We listed some examples and the objective the activity is responding to respectively, on the figure below.
Additional economic activities based on the Platform’s previous recommendations should be expected quickly. One can foresee progress on biodiversity with activities such as forestry, animal & crop production and fishing. In parallel, other activities and TSCs enabling the green transition would be most welcome even if challenging to assess. One can think of land-based mining and quarrying, other than lignite or crude oil/petroleum.
The EC introduced amendments to the Taxonomy Disclosures Delegated Act.
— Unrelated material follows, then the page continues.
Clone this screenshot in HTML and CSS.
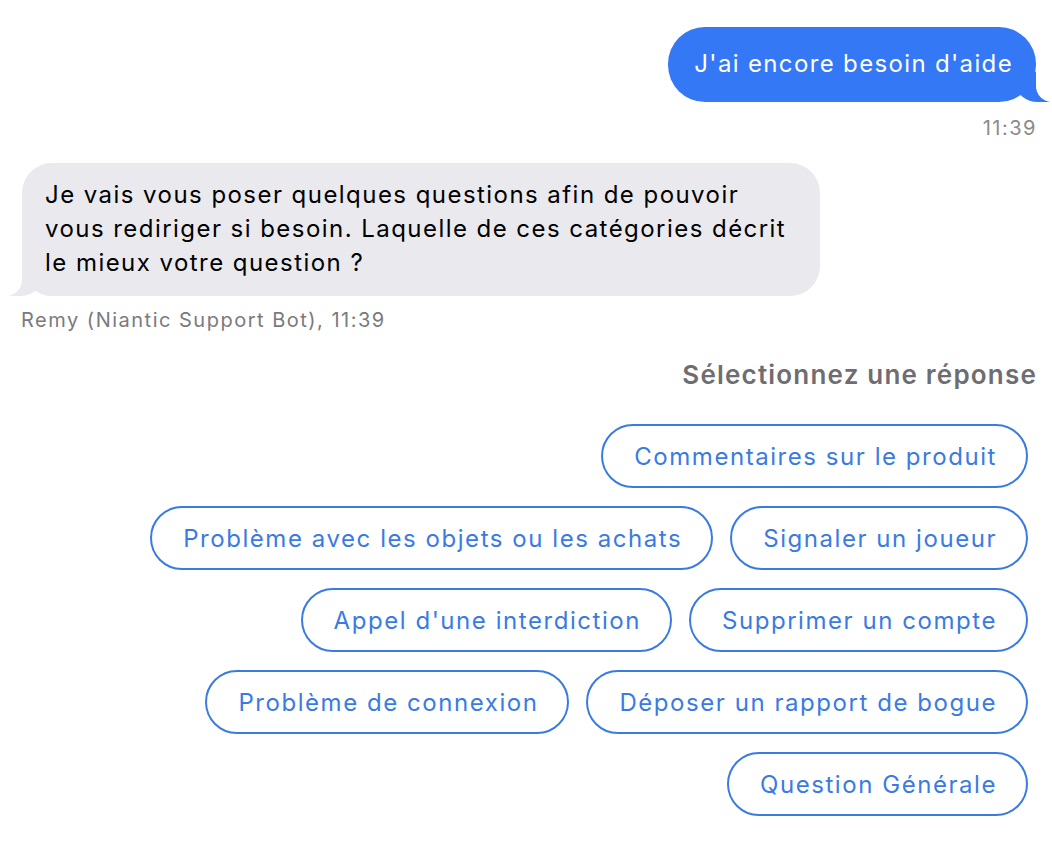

What can be underlined is the proposal for financial companies to publish information on their exposure to non-NFRD companies[4] and on the proportion of derivatives in their total assets when calculating their Green Asset Ratio. The amendment is welcome, though we suggest that the EC also requires financial companies to disclose their exposures to central governments, central banks and supranational issuers. We believe that this additional disclosure would help provide more clarity on the structure of banks’ balance sheet (which may vary greatly depending on the business model).
Next steps
The European Commission Draft Delegated Act was open to public consultation until the 3rd of May while the final delegated acts are expected to be adopted on 30 June 2023 to be fully in force by the 1st of January 2024.
Footnotes
[1]See our dedicated article: Taxonomy criteria for non-climate objectives: a welcomed hard work with some inconsistencies, May 2022
[3] The first Climate Delegated Acts dedicated to climate mitigation and adaptation entered into force on January 1st, 2022.
[4] The Non-Financial Reporting Directive. It will be progressively replaced by the Corporate Sustainability Directive, published in December 2022.